高級ブランドの分岐点 EC時代、攻めるグッチと守りのシャネル:石角友愛とめぐる、米国リテール最前線(3/4 ページ)
コロナ禍で、ECの市場が急速に拡大している。EC化には最も遠いと思われていたハイブランドファッションも、「EC化をどう捉えるか」の分岐点に立たされている。

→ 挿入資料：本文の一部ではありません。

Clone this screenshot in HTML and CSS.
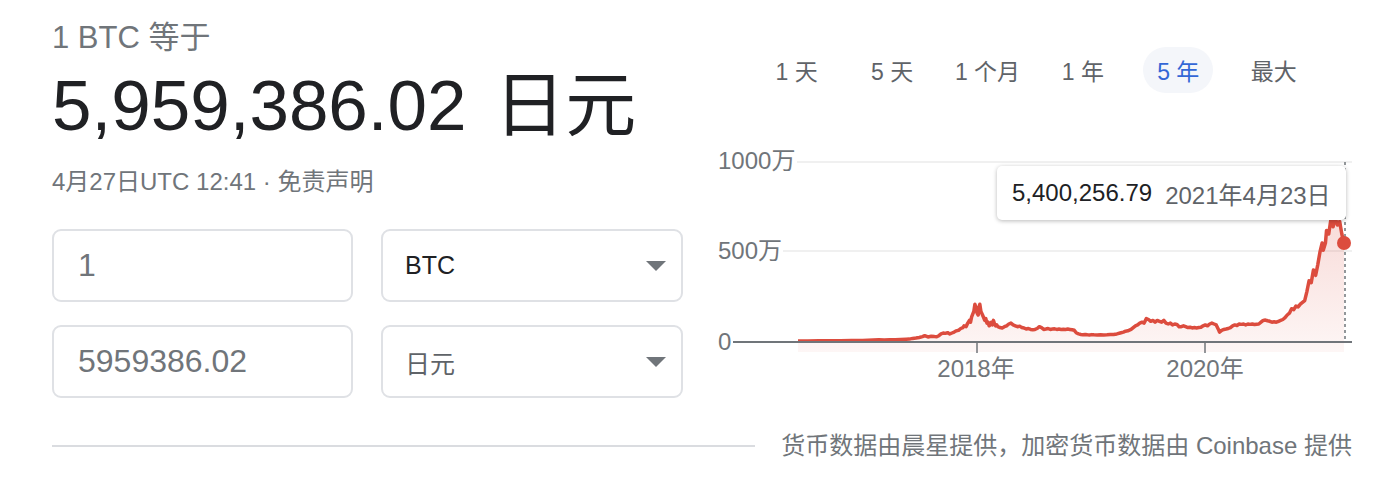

グッチ、ルイ・ヴィトン、シャネルなど、各ブランドの戦略の違いとは?
ルイ・ヴィトンとシャネル、対照的な戦略
ケリング・グループとならぶ巨大ファッションハウスのLVMHはルイ・ヴィトンやディオール、ロエベ、フェンディ、ジバンシィー等を傘下に持ちますが、こちらも同様にD2Cに力を入れています。
中でも、ルイ・ヴィトンのWebサイトは比較的UIがよく使いやすいのが特徴で、私の周りの友人たちにも人気です。また、サイト上で購入して、近くの店舗で受け取れるサービスも充実しています。

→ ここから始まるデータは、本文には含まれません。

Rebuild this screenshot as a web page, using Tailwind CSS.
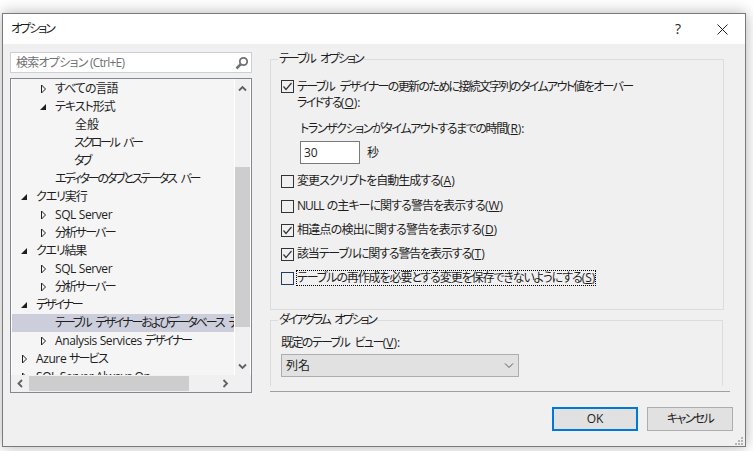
<!DOCTYPE html>
<html lang="ja">
<head>
  <meta charset="UTF-8">
  <title>オプション</title>
  <script src="https://cdn.jsdelivr.net/npm/@tailwindcss/browser@4"></script>
</head>
<body class="bg-white w-[753px] h-[451px] overflow-hidden">
  <div class="ml-[2px] mt-[13px] w-[744px] h-[434px] border border-[#7a7a7a] bg-[#f0f0f0] shadow-[0_0_14px_rgba(0,0,0,0.3)] text-[12px] leading-[16px] text-[#1e1e1e] font-['Open_Sans','Noto_Sans_CJK_JP',sans-serif] [font-feature-settings:'palt'] relative">

    <div class="h-[30px] bg-white flex items-center pl-[8px]">
      <span class="flex-1 tracking-[-2px]">オプション</span>
      <span class="w-[12px] text-[14px] font-medium text-center mr-[33px]">?</span>
      <svg class="w-[11px] h-[11px] mr-[17px]" viewBox="0 0 11 11" fill="none" stroke="#222" stroke-width="1"><path d="M0.5 0.5L10.5 10.5M10.5 0.5L0.5 10.5"/></svg>
    </div>

    <div class="flex pl-[7px] pt-[8px]">
      <!-- left: search + tree -->
      <div class="w-[242px]">
        <div class="h-[21px] bg-white border border-[#cccedb] flex items-center pl-[5px] pr-[2px] text-[#717171]">
          <span class="flex-1 whitespace-nowrap tracking-[-0.75px]">検索オプション (Ctrl+E)</span>
          <svg class="w-[14px] h-[14px]" viewBox="0 0 14 14" fill="none" stroke="#717171"><circle cx="8.5" cy="5.5" r="3.7" stroke-width="1.8"/><path d="M5.8 8.2L1.5 12.5" stroke-width="2.6"/></svg>
        </div>

        <div class="mt-[5px] h-[315px] border border-[#828790] bg-[#f0f0f0] relative">
          <div class="flex h-[296px] bg-white">
            <div class="w-[222px] ml-[1px] overflow-hidden bg-[#f5f5f5] pt-[1px] whitespace-nowrap">
              <div class="h-[18px] flex items-center pl-[29px] tracking-[-1px]"><svg class="w-[7px] h-[10px] mr-[7px] shrink-0" viewBox="0 0 7 10" fill="none" stroke="#1e1e1e"><path d="M.5 1v8l4-4z"/></svg>すべての言語</div>
              <div class="h-[18px] flex items-center pl-[28px] tracking-[-1px]"><svg class="w-[7px] h-[10px] mr-[8px] shrink-0" viewBox="0 0 7 10" fill="#1e1e1e"><path d="M0 8h6V2z"/></svg>テキスト形式</div>
              <div class="h-[18px] flex items-center pl-[63px]">全般</div>
              <div class="h-[18px] flex items-center pl-[62px] tracking-[-2.4px] [word-spacing:4px] whitespace-pre"><span>スクロール</span><span> バー</span></div>
              <div class="h-[18px] flex items-center pl-[62px] tracking-[-2.5px]">タブ</div>
              <div class="h-[18px] flex items-center pl-[43px] tracking-[-2.2px] [word-spacing:4px] whitespace-pre"><span>エディターのタブとステータス</span><span> バー</span></div>
              <div class="h-[18px] flex items-center pl-[9px] tracking-[-1.1px]"><svg class="w-[7px] h-[10px] mr-[8px] shrink-0" viewBox="0 0 7 10" fill="#1e1e1e"><path d="M0 8h6V2z"/></svg>クエリ実行</div>
              <div class="h-[18px] flex items-center pl-[29px] tracking-[-0.4px]"><svg class="w-[7px] h-[10px] mr-[7px] shrink-0" viewBox="0 0 7 10" fill="none" stroke="#1e1e1e"><path d="M.5 1v8l4-4z"/></svg>SQL Server</div>
              <div class="h-[18px] flex items-center pl-[29px] tracking-[-1.7px]"><svg class="w-[7px] h-[10px] mr-[7px] shrink-0" viewBox="0 0 7 10" fill="none" stroke="#1e1e1e"><path d="M.5 1v8l4-4z"/></svg>分析サーバー</div>
              <div class="h-[18px] flex items-center pl-[9px] tracking-[-1.2px]"><svg class="w-[7px] h-[10px] mr-[8px] shrink-0" viewBox="0 0 7 10" fill="#1e1e1e"><path d="M0 8h6V2z"/></svg>クエリ結果</div>
              <div class="h-[18px] flex items-center pl-[29px] tracking-[-0.4px]"><svg class="w-[7px] h-[10px] mr-[7px] shrink-0" viewBox="0 0 7 10" fill="none" stroke="#1e1e1e"><path d="M.5 1v8l4-4z"/></svg>SQL Server</div>
              <div class="h-[18px] flex items-center pl-[29px] tracking-[-1.7px]"><svg class="w-[7px] h-[10px] mr-[7px] shrink-0" viewBox="0 0 7 10" fill="none" stroke="#1e1e1e"><path d="M.5 1v8l4-4z"/></svg>分析サーバー</div>
              <div class="h-[18px] flex items-center pl-[9px] tracking-[-2.2px]"><svg class="w-[7px] h-[10px] mr-[8px] shrink-0" viewBox="0 0 7 10" fill="#1e1e1e"><path d="M0 8h6V2z"/></svg>デザイナー</div>
              <div class="h-[18px] flex items-center pl-[43px] bg-[#cccedb] tracking-[-2.1px] [word-spacing:4px] whitespace-pre">テーブル デザイナーおよびデータベース デザイナー</div>
              <div class="h-[18px] flex items-center pl-[29px]"><svg class="w-[7px] h-[10px] mr-[7px] shrink-0" viewBox="0 0 7 10" fill="none" stroke="#1e1e1e"><path d="M.5 1v8l4-4z"/></svg><span class="tracking-[-0.4px] whitespace-pre">Analysis Services </span><span class="tracking-[-2px]">デザイナー</span></div>
              <div class="h-[18px] flex items-center pl-[10px]"><svg class="w-[7px] h-[10px] mr-[7px] shrink-0" viewBox="0 0 7 10" fill="none" stroke="#1e1e1e"><path d="M.5 1v8l4-4z"/></svg><span class="tracking-[-0.4px] whitespace-pre">Azure </span><span class="tracking-[-1.7px]">サービス</span></div>
              <div class="h-[18px] flex items-center pl-[10px] tracking-[-0.4px]"><svg class="w-[7px] h-[10px] mr-[7px] shrink-0" viewBox="0 0 7 10" fill="none" stroke="#1e1e1e"><path d="M.5 1v8l4-4z"/></svg>SQL Server Always On</div>
            </div>
            <!-- vertical scrollbar -->
            <div class="w-[15px] ml-[1px] bg-[#f0f0f0] flex flex-col items-center">
              <svg class="w-[15px] h-[15px] mt-[2px]" viewBox="0 0 15 15" fill="none" stroke="#606060" stroke-width="1.8"><path d="M4 9.5L7.5 6L11 9.5"/></svg>
              <div class="w-[15px] h-[160px] mt-[71px] bg-[#cdcdcd]"></div>
              <svg class="w-[15px] h-[15px] mt-[32px]" viewBox="0 0 15 15" fill="none" stroke="#606060" stroke-width="1.8"><path d="M4 5.5L7.5 9L11 5.5"/></svg>
            </div>
          </div>
          <!-- horizontal scrollbar -->
          <div class="h-[16px] flex items-center ml-[1px] bg-[#f0f0f0]">
            <svg class="w-[17px] h-[15px]" viewBox="0 0 17 15" fill="none" stroke="#606060" stroke-width="1.8"><path d="M10 4L6.5 7.5L10 11"/></svg>
            <div class="w-[160px] h-[15px] bg-[#cdcdcd]"></div>
            <svg class="w-[15px] h-[15px] ml-[29px]" viewBox="0 0 15 15" fill="none" stroke="#606060" stroke-width="1.8"><path d="M5.5 4L9 7.5L5.5 11"/></svg>
          </div>
        </div>
      </div>

      <!-- right: options -->
      <div class="w-[463px] ml-[18px] -mt-[1px]">
        <fieldset class="w-[454px] h-[259px] border border-[#dcdcdc] pl-[10px]">
          <legend class="-ml-[3px] px-[1px] tracking-[-2px] [word-spacing:4px] whitespace-pre">テーブル オプション</legend>
          <label class="flex mt-[12px] whitespace-nowrap">
            <svg class="w-[13px] h-[13px] mt-[1px] mr-[3px] shrink-0" viewBox="0 0 13 13" fill="none" stroke="#333"><rect x=".5" y=".5" width="12" height="12"/><path d="M2.5 6.5L5 9.5L10.5 3" stroke-width="1.2"/></svg>
            <span class="tracking-[-1.65px] [word-spacing:4px] whitespace-pre">テーブル デザイナーの更新のために接続文字列のタイムアウト値をオーバー<br>ライドする<span class="tracking-normal">(<u>O</u>):</span></span>
          </label>
          <div class="ml-[19px] mt-[10px] tracking-[-1.4px]">トランザクションがタイムアウトするまでの時間<span class="tracking-normal">(<u>R</u>):</span></div>
          <div class="ml-[19px] mt-[4px] flex items-center">
            <div class="w-[60px] h-[23px] bg-white border border-[#7a7a7a] pl-[3px] flex items-center">30</div>
            <span class="ml-[7px]">秒</span>
          </div>
          <label class="flex mt-[9px] items-center h-[16px]">
            <svg class="w-[13px] h-[13px] mr-[3px] shrink-0" viewBox="0 0 13 13" fill="none" stroke="#333"><rect x=".5" y=".5" width="12" height="12"/></svg>
            <span class="tracking-[-0.95px]">変更スクリプトを自動生成する<span class="tracking-normal">(<u>A</u>)</span></span>
          </label>
          <label class="flex mt-[9px] items-center h-[16px]">
            <svg class="w-[13px] h-[13px] mr-[3px] shrink-0" viewBox="0 0 13 13" fill="none" stroke="#333"><rect x=".5" y=".5" width="12" height="12"/></svg>
            <span class="tracking-[-0.95px] [word-spacing:1px]">NULL の主キーに関する警告を表示する<span class="tracking-normal">(<u>W</u>)</span></span>
          </label>
          <label class="flex mt-[8px] items-center h-[16px]">
            <svg class="w-[13px] h-[13px] mr-[3px] shrink-0" viewBox="0 0 13 13" fill="none" stroke="#333"><rect x=".5" y=".5" width="12" height="12"/><path d="M2.5 6.5L5 9.5L10.5 3" stroke-width="1.2"/></svg>
            <span class="tracking-[-0.77px]">相違点の検出に関する警告を表示する<span class="tracking-normal">(<u>D</u>)</span></span>
          </label>
          <label class="flex mt-[8px] items-center h-[16px]">
            <svg class="w-[13px] h-[13px] mr-[3px] shrink-0" viewBox="0 0 13 13" fill="none" stroke="#333"><rect x=".5" y=".5" width="12" height="12"/><path d="M2.5 6.5L5 9.5L10.5 3" stroke-width="1.2"/></svg>
            <span class="tracking-[-1.15px]">該当テーブルに関する警告を表示する<span class="tracking-normal">(<u>T</u>)</span></span>
          </label>
          <label class="flex mt-[8px] items-center h-[16px]">
            <svg class="w-[13px] h-[13px] mr-[2px] shrink-0" viewBox="0 0 13 13" fill="none" stroke="#1f3f60"><rect x=".5" y=".5" width="12" height="12"/></svg>
            <span class="border border-dotted border-black leading-[14px] tracking-[-1.1px]">テーブルの再作成を必要とする変更を保存できないようにする<span class="tracking-normal">(<u>S</u>)</span></span>
          </label>
        </fieldset>

        <fieldset class="w-[453px] h-[74px] mt-[2px] border border-b-0 border-[#dcdcdc] pl-[10px]">
          <legend class="-ml-[3px] px-[1px] tracking-[-2.3px] [word-spacing:4px] whitespace-pre">ダイアグラム オプション</legend>
          <div class="mt-[7px] tracking-[-1.6px] [word-spacing:4px] whitespace-pre">既定のテーブル ビュー<span class="tracking-normal">(<u>V</u>):</span></div>
          <div class="w-[238px] h-[23px] mt-[3px] bg-[#e1e1e1] border border-[#adadad] flex items-center pl-[4px] pr-[4px]">
            <span class="flex-1">列名</span>
            <svg class="w-[10px] h-[6px]" viewBox="0 0 10 6" fill="none" stroke="#555"><path d="M1 .5L5 4.5L9 .5"/></svg>
          </div>
        </fieldset>

        <div class="w-[460px] h-[1px] mt-[5px] bg-[#a0a0a0]"></div>

        <div class="flex justify-end gap-[9px] mt-[15px]">
          <button class="w-[86px] h-[24px] bg-[#e1e1e1] border-2 border-[#0078d7]">OK</button>
          <button class="w-[86px] h-[24px] bg-[#e1e1e1] border border-[#adadad] tracking-[-1.6px]">キャンセル</button>
        </div>
      </div>
    </div>

    <svg class="absolute right-[2px] bottom-[1px] w-[8px] h-[8px]" viewBox="0 0 8 8" fill="#b5b5b5"><rect x="6" y="0" width="2" height="2"/><rect x="3" y="3" width="2" height="2"/><rect x="6" y="3" width="2" height="2"/><rect x="0" y="6" width="2" height="2"/><rect x="3" y="6" width="2" height="2"/><rect x="6" y="6" width="2" height="2"/></svg>
  </div>
</body>
</html>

例えば、サイト上で欲しい商品を購入し、店舗で引き取る際にはその場で箱を開けて中を確認できます。さらに、店舗で他によい商品を見つけた場合にはその場で交換でき、商品の差額はクレジットカードに返金してもらえるのでとても便利です。
サイト機能やオムニチャネル体験を向上させる際に大事なのが、オンラインと店舗の在庫情報の一元化です。ハイブランドファッションでは、ウォルマートのように全ての在庫情報が一元化できているわけではなく、また、Webサイトで購入したあとにキャンセルをする場合、クライアントサービスに電話をかけてキャンセルをしないといけないなど、顧客側にも店舗側にも面倒な手続きが生じてしまう点がボトルネックになっています。
例えば、私の友人がルイ・ヴィトンのオンラインサイトで間違えて複数のバッグを購入してしまい、カスタマーサービスに電話をかけてキャンセルを依頼したところ、「オンラインでの発注は全てオンライン上で行われており、一度オーダーが入るとカスタマーサービスでもキャンセルできない。出荷されてから返却依頼をするしかない」と言われ、非常に不便な思いをしたとのことです。
このような事態を起こさないためには、オンラインでの購入、キャンセル、出荷などの商品の動きとカスタマーサービスがシームレスになることが必要であり、今後ハイブランドがECサイトの顧客体験の向上を目指す上では不可欠な要素になるとも言えます。
一方で、在庫情報を必ずしも一元化しないことで、ロイヤリティーの高い顧客に店舗まで足を運んでもらうという戦略もあります。その代表格がシャネルです。
シャネルは、ハイブランドの中でいまだにハンドバッグやアパレル商品のEC化をしていないブランドです。そのため、バッグを買いたいと思った顧客が店舗に直接足を運び、店員と関係を構築した上で購入する、という伝統的な購入フローを維持しています。